▶ PROBLEM DETAILS
Reproduce the full listing below unchanged, apart from the pictures.

▶ RECORDED DATA

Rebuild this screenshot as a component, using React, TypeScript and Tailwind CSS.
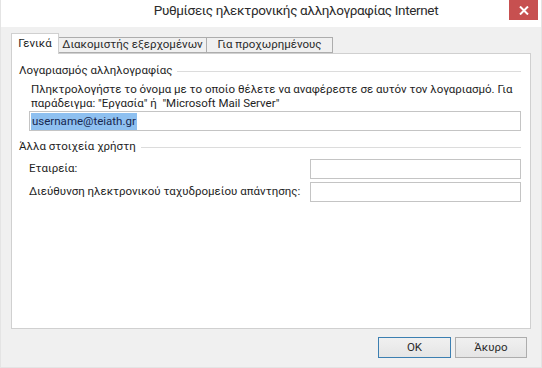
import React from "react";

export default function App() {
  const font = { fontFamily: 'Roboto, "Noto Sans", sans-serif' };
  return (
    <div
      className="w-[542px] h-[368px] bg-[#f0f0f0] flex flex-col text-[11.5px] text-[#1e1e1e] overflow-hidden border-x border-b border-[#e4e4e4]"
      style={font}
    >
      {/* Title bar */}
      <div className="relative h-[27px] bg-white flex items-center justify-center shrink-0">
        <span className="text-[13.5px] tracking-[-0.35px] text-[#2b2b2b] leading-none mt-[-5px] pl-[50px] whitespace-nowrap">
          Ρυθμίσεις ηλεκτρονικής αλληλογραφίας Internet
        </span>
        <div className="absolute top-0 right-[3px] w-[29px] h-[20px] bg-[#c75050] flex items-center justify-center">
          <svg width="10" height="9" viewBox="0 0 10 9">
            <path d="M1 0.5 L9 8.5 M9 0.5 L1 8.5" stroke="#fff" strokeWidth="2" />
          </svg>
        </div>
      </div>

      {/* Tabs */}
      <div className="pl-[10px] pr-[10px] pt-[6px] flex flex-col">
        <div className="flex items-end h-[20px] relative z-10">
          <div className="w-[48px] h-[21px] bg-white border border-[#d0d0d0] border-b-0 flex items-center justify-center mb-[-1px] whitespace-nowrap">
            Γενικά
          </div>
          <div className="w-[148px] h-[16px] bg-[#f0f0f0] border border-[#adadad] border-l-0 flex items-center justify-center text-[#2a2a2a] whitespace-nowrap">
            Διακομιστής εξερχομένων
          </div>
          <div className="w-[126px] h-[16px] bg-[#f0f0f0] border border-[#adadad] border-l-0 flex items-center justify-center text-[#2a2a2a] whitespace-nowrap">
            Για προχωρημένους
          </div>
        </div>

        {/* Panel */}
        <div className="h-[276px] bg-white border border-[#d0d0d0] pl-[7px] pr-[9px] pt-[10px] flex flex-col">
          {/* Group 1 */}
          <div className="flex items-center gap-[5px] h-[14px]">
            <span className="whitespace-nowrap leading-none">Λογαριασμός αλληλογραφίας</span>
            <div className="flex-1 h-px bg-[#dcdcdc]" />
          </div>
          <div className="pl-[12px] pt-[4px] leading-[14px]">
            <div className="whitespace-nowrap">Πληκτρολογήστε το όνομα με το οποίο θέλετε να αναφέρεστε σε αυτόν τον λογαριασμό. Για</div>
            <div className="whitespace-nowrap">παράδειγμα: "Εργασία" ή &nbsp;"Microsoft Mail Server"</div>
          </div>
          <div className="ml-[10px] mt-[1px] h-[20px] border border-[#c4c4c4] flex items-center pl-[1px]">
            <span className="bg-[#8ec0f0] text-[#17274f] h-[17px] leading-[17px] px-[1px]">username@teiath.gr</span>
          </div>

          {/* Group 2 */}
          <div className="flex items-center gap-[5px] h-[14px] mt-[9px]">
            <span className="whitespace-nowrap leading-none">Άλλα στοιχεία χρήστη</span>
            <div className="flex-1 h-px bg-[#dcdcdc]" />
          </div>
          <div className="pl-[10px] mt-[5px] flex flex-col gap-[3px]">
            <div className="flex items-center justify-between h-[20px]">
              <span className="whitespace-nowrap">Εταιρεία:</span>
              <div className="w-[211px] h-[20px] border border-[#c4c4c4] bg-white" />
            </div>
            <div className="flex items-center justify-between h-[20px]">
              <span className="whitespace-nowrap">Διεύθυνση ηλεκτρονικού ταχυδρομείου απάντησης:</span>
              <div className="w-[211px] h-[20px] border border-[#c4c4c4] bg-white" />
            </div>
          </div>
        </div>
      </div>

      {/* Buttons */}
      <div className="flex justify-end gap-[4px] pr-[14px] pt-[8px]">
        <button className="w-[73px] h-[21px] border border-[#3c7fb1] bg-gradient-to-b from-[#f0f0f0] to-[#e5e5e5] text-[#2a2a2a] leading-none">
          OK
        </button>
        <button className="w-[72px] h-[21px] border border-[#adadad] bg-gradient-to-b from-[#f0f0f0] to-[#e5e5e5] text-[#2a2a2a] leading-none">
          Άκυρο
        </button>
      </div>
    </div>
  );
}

▶ TASK ANSWER
Rebuild this screenshot as a component, using React, TypeScript and Tailwind CSS.
import React from "react";

export default function App() {
  const font = { fontFamily: 'Roboto, "Noto Sans", sans-serif' };
  return (
    <div
      className="w-[542px] h-[368px] bg-[#f0f0f0] flex flex-col text-[11.5px] text-[#1e1e1e] overflow-hidden border-x border-b border-[#e4e4e4]"
      style={font}
    >
      {/* Title bar */}
      <div className="relative h-[27px] bg-white flex items-center justify-center shrink-0">
        <span className="text-[13.5px] tracking-[-0.35px] text-[#2b2b2b] leading-none mt-[-5px] pl-[50px] whitespace-nowrap">
          Ρυθμίσεις ηλεκτρονικής αλληλογραφίας Internet
        </span>
        <div className="absolute top-0 right-[3px] w-[29px] h-[20px] bg-[#c75050] flex items-center justify-center">
          <svg width="10" height="9" viewBox="0 0 10 9">
            <path d="M1 0.5 L9 8.5 M9 0.5 L1 8.5" stroke="#fff" strokeWidth="2" />
          </svg>
        </div>
      </div>

      {/* Tabs */}
      <div className="pl-[10px] pr-[10px] pt-[6px] flex flex-col">
        <div className="flex items-end h-[20px] relative z-10">
          <div className="w-[48px] h-[21px] bg-white border border-[#d0d0d0] border-b-0 flex items-center justify-center mb-[-1px] whitespace-nowrap">
            Γενικά
          </div>
          <div className="w-[148px] h-[16px] bg-[#f0f0f0] border border-[#adadad] border-l-0 flex items-center justify-center text-[#2a2a2a] whitespace-nowrap">
            Διακομιστής εξερχομένων
          </div>
          <div className="w-[126px] h-[16px] bg-[#f0f0f0] border border-[#adadad] border-l-0 flex items-center justify-center text-[#2a2a2a] whitespace-nowrap">
            Για προχωρημένους
          </div>
        </div>

        {/* Panel */}
        <div className="h-[276px] bg-white border border-[#d0d0d0] pl-[7px] pr-[9px] pt-[10px] flex flex-col">
          {/* Group 1 */}
          <div className="flex items-center gap-[5px] h-[14px]">
            <span className="whitespace-nowrap leading-none">Λογαριασμός αλληλογραφίας</span>
            <div className="flex-1 h-px bg-[#dcdcdc]" />
          </div>
          <div className="pl-[12px] pt-[4px] leading-[14px]">
            <div className="whitespace-nowrap">Πληκτρολογήστε το όνομα με το οποίο θέλετε να αναφέρεστε σε αυτόν τον λογαριασμό. Για</div>
            <div className="whitespace-nowrap">παράδειγμα: "Εργασία" ή &nbsp;"Microsoft Mail Server"</div>
          </div>
          <div className="ml-[10px] mt-[1px] h-[20px] border border-[#c4c4c4] flex items-center pl-[1px]">
            <span className="bg-[#8ec0f0] text-[#17274f] h-[17px] leading-[17px] px-[1px]">username@teiath.gr</span>
          </div>

          {/* Group 2 */}
          <div className="flex items-center gap-[5px] h-[14px] mt-[9px]">
            <span className="whitespace-nowrap leading-none">Άλλα στοιχεία χρήστη</span>
            <div className="flex-1 h-px bg-[#dcdcdc]" />
          </div>
          <div className="pl-[10px] mt-[5px] flex flex-col gap-[3px]">
            <div className="flex items-center justify-between h-[20px]">
              <span className="whitespace-nowrap">Εταιρεία:</span>
              <div className="w-[211px] h-[20px] border border-[#c4c4c4] bg-white" />
            </div>
            <div className="flex items-center justify-between h-[20px]">
              <span className="whitespace-nowrap">Διεύθυνση ηλεκτρονικού ταχυδρομείου απάντησης:</span>
              <div className="w-[211px] h-[20px] border border-[#c4c4c4] bg-white" />
            </div>
          </div>
        </div>
      </div>

      {/* Buttons */}
      <div className="flex justify-end gap-[4px] pr-[14px] pt-[8px]">
        <button className="w-[73px] h-[21px] border border-[#3c7fb1] bg-gradient-to-b from-[#f0f0f0] to-[#e5e5e5] text-[#2a2a2a] leading-none">
          OK
        </button>
        <button className="w-[72px] h-[21px] border border-[#adadad] bg-gradient-to-b from-[#f0f0f0] to-[#e5e5e5] text-[#2a2a2a] leading-none">
          Άκυρο
        </button>
      </div>
    </div>
  );
}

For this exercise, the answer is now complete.